A native of Rotterdam, the Netherlands, Rupke was trained in earth sciences in Groningen (B.S.) and in marine geology at Princeton University (Ph.D.). After establishing an impressive research record in marine geology, Rupke turned his interests to the history of science, particularly to late-modern biological and physical sciences as they developed in Germany and Great Britain.
He has employed a biographical approach to historical figures in science - an approach that blends historiography and the history of ideas to show the ways in which scientific leadership is a product not only of individual genius, but also of collective ideas and institutional forces. His books include works on William Buckland, the 19th-century British geologist, and Richard Owen, British contemporary and critic of Charles Darwin and founder of the British Museum of Natural History. Rupke has also written a major book on Alexander von Humboldt, the German naturalist and explorer whose work in botanical geography laid the groundwork for the field of biogeography.

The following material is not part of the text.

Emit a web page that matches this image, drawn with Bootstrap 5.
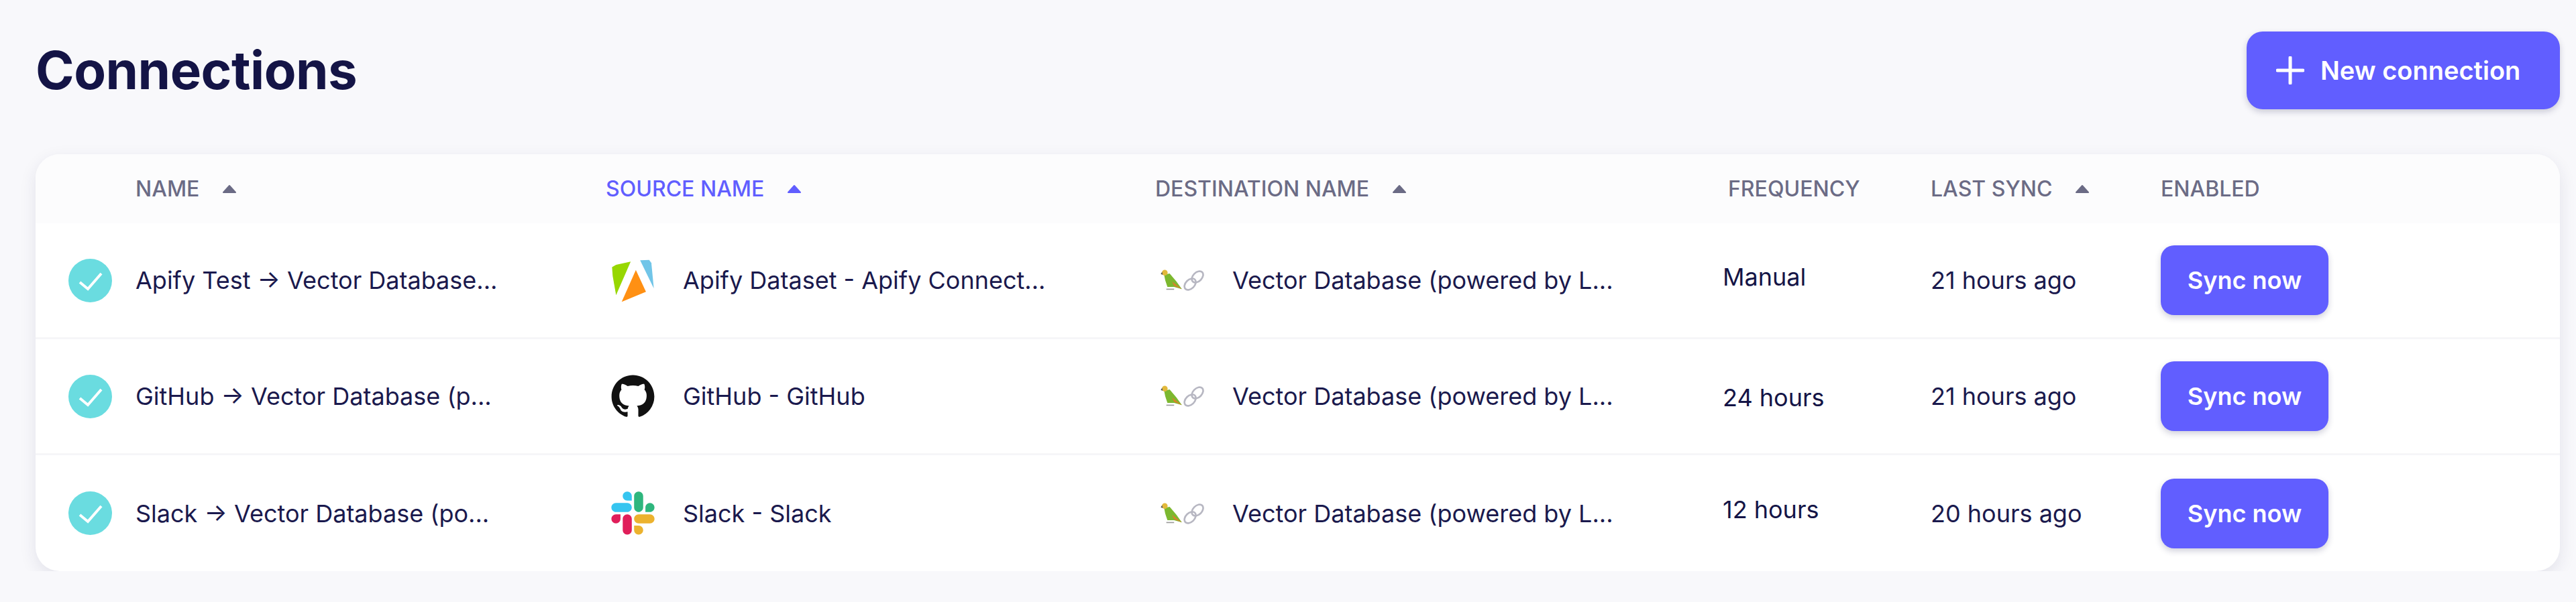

Rupke held the Nelson O. Tyrone Chair in the department of history at Vanderbilt University prior to joining the University of Göttingen, where he has also directed the Göttingen Institute for the History of Medicine and currently directs the Göttingen Institute for the History of Science. He has held distinguished research fellowships at the Smithsonian Institution, the University of Oxford, the Alexander von Humboldt Foundation, the Wellcome Trust, the Netherlands Institute for Advanced Studies, the National Humanities Center and the Australian National University Institute for Advanced Studies. He has been elected a fellow of the Geological Society of America, the Geological Society of London, the Royal Historical Society, the German Academy of Science Leopoldina and the Göttingen Academy of Science.